Il fiano è un vitigno di antichissime origini. Probabilmente è originario della zona di Lapio, in Irpinia e si tratta di un’uva italica preromana, coltivata dai Latini in Italia meridionale. Oggi questo vitigno è molto diffuso non solo nel suo territorio di origine (nord di Avellino che si estende fino alla provincia di Benevento), ma in varie zone, come Campania e Puglia.

Il Fiano di Avellino è una delle uve bianche più significative del nostro Paese, soprattutto per mineralità senza pari, che si traduce al contempo in note di pietra focaia e polvere da sparo nelle versioni di eccellenza. Uva caratterizzata da grande longevità è sicuramente la più significativa del Sud Italia. Il Fiano di Avellino può fregiarsi del marchio DOCG.

Etna

La storia dei vitigni autoctoni dell’Etna fondano le loro lontane radici nei secoli se non, addirittura, nei millenni. Parliamo di vitigni che ancora oggi vengono coltivati applicando le tradizioni di un tempo, estrapolando dalla modernità solo quanto strettamente necessario.

Il Carricante è l’uva bianca tipica dell’Etna. Da sempre viene coltivata sugli antichi terrazzamenti del vulcano alle altitudini e alle esposizioni, specie lungo il versante sud e orientale. Il clima rigido e le notevoli escursioni termiche giornaliere si incontrano sul versante orientale, conferendo al vino profumi e aromi pungenti.
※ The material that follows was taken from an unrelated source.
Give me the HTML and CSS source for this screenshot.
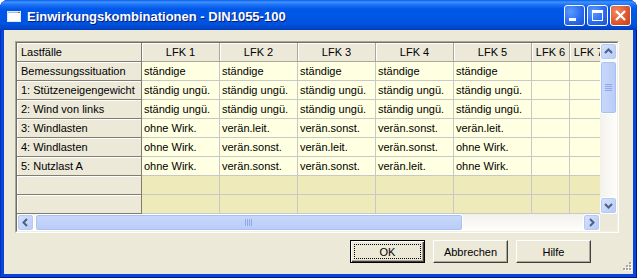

L’Etna bianco DOC è composto per almeno il 60 % da uve Carricante. A questo si aggiunge il Catarratto, l’uva bianca più diffusa della Sicilia e altri vitigni presenti in quantità minori, tra cui il Trebbiano e la Minnella. Caratterizzato da un colore giallo paglierino scarico, al naso è elegante, mentre al palato esprime acidità e una tesissima sapidità vulcanica, con ritorni minerali di pietra focaia.

Oggi vi ho voluto raccontare di quelle che sono le migliori e più famose zone del vino bianco italiano, da nord a sud. Un viaggio interessante che sicuramente approfondiremo maggiormente anche in futuro. Ricordatevi che la conoscenza del vino non si basa solo sulla degustazione, ma passa anche attraverso la storia, i luoghi, e i vitigni grazie ai quali prendono vita le nostre eccellenze italiane.